Leave out the pictures and reproduce all of the data exactly.

>> START

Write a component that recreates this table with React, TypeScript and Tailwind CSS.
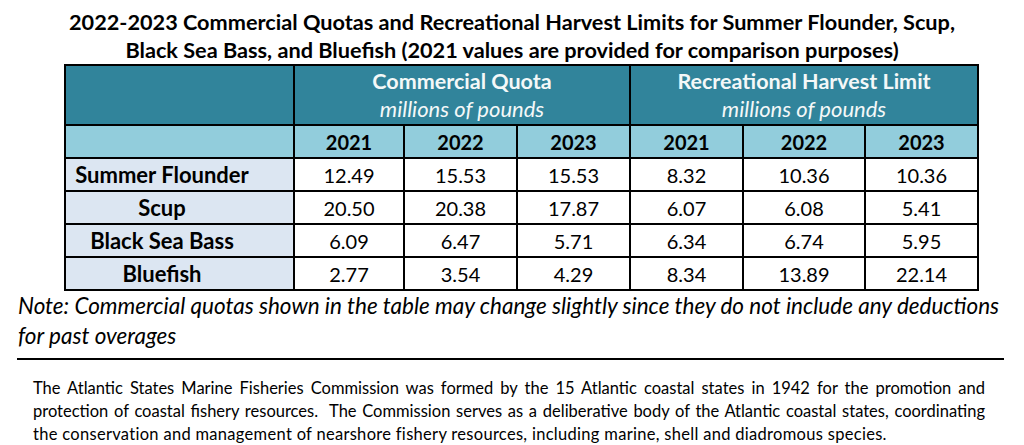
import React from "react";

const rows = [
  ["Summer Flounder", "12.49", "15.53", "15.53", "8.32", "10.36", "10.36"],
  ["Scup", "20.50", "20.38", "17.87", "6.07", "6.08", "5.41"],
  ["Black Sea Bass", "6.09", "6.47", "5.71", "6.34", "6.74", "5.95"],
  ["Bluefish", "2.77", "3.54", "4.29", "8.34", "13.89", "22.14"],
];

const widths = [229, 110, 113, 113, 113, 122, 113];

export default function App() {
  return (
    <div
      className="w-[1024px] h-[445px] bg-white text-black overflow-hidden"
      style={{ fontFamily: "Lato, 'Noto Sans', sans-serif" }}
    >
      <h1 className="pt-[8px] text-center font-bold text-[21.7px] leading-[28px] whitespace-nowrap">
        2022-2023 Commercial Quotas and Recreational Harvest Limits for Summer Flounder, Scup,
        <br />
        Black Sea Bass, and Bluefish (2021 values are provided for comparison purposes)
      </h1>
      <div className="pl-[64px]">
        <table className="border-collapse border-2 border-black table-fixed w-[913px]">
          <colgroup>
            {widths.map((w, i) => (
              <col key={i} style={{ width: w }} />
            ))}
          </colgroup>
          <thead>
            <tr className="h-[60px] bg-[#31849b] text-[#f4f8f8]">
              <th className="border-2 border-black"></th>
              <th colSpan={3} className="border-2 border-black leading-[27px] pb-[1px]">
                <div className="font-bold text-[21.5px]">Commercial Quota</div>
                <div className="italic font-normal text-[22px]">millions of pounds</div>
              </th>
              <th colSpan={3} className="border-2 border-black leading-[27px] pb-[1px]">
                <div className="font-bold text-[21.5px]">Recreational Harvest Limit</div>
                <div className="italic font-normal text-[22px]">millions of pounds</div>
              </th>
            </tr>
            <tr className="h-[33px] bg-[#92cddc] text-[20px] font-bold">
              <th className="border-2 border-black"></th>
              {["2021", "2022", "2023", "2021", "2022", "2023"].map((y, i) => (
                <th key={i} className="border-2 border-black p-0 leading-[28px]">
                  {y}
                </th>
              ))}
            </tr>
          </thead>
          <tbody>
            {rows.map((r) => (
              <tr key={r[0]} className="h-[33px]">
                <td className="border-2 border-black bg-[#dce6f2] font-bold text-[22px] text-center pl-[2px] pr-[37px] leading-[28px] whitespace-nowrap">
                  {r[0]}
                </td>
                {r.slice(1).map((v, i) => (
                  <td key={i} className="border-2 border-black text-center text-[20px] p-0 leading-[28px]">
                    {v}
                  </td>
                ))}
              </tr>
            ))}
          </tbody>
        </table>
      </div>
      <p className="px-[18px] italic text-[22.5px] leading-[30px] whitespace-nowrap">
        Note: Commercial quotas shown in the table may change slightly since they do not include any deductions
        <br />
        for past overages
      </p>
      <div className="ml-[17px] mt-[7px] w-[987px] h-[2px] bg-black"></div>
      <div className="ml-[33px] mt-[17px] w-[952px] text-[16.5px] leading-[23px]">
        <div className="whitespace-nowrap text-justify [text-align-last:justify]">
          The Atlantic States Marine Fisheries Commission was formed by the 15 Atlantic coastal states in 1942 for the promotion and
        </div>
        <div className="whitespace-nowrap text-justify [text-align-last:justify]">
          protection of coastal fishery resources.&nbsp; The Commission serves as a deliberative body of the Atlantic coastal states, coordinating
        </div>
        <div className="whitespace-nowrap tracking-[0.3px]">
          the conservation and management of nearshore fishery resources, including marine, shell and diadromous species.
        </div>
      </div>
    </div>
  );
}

>> END

▶ Final result:
Write a component that recreates this table with React, TypeScript and Tailwind CSS.
import React from "react";

const rows = [
  ["Summer Flounder", "12.49", "15.53", "15.53", "8.32", "10.36", "10.36"],
  ["Scup", "20.50", "20.38", "17.87", "6.07", "6.08", "5.41"],
  ["Black Sea Bass", "6.09", "6.47", "5.71", "6.34", "6.74", "5.95"],
  ["Bluefish", "2.77", "3.54", "4.29", "8.34", "13.89", "22.14"],
];

const widths = [229, 110, 113, 113, 113, 122, 113];

export default function App() {
  return (
    <div
      className="w-[1024px] h-[445px] bg-white text-black overflow-hidden"
      style={{ fontFamily: "Lato, 'Noto Sans', sans-serif" }}
    >
      <h1 className="pt-[8px] text-center font-bold text-[21.7px] leading-[28px] whitespace-nowrap">
        2022-2023 Commercial Quotas and Recreational Harvest Limits for Summer Flounder, Scup,
        <br />
        Black Sea Bass, and Bluefish (2021 values are provided for comparison purposes)
      </h1>
      <div className="pl-[64px]">
        <table className="border-collapse border-2 border-black table-fixed w-[913px]">
          <colgroup>
            {widths.map((w, i) => (
              <col key={i} style={{ width: w }} />
            ))}
          </colgroup>
          <thead>
            <tr className="h-[60px] bg-[#31849b] text-[#f4f8f8]">
              <th className="border-2 border-black"></th>
              <th colSpan={3} className="border-2 border-black leading-[27px] pb-[1px]">
                <div className="font-bold text-[21.5px]">Commercial Quota</div>
                <div className="italic font-normal text-[22px]">millions of pounds</div>
              </th>
              <th colSpan={3} className="border-2 border-black leading-[27px] pb-[1px]">
                <div className="font-bold text-[21.5px]">Recreational Harvest Limit</div>
                <div className="italic font-normal text-[22px]">millions of pounds</div>
              </th>
            </tr>
            <tr className="h-[33px] bg-[#92cddc] text-[20px] font-bold">
              <th className="border-2 border-black"></th>
              {["2021", "2022", "2023", "2021", "2022", "2023"].map((y, i) => (
                <th key={i} className="border-2 border-black p-0 leading-[28px]">
                  {y}
                </th>
              ))}
            </tr>
          </thead>
          <tbody>
            {rows.map((r) => (
              <tr key={r[0]} className="h-[33px]">
                <td className="border-2 border-black bg-[#dce6f2] font-bold text-[22px] text-center pl-[2px] pr-[37px] leading-[28px] whitespace-nowrap">
                  {r[0]}
                </td>
                {r.slice(1).map((v, i) => (
                  <td key={i} className="border-2 border-black text-center text-[20px] p-0 leading-[28px]">
                    {v}
                  </td>
                ))}
              </tr>
            ))}
          </tbody>
        </table>
      </div>
      <p className="px-[18px] italic text-[22.5px] leading-[30px] whitespace-nowrap">
        Note: Commercial quotas shown in the table may change slightly since they do not include any deductions
        <br />
        for past overages
      </p>
      <div className="ml-[17px] mt-[7px] w-[987px] h-[2px] bg-black"></div>
      <div className="ml-[33px] mt-[17px] w-[952px] text-[16.5px] leading-[23px]">
        <div className="whitespace-nowrap text-justify [text-align-last:justify]">
          The Atlantic States Marine Fisheries Commission was formed by the 15 Atlantic coastal states in 1942 for the promotion and
        </div>
        <div className="whitespace-nowrap text-justify [text-align-last:justify]">
          protection of coastal fishery resources.&nbsp; The Commission serves as a deliberative body of the Atlantic coastal states, coordinating
        </div>
        <div className="whitespace-nowrap tracking-[0.3px]">
          the conservation and management of nearshore fishery resources, including marine, shell and diadromous species.
        </div>
      </div>
    </div>
  );
}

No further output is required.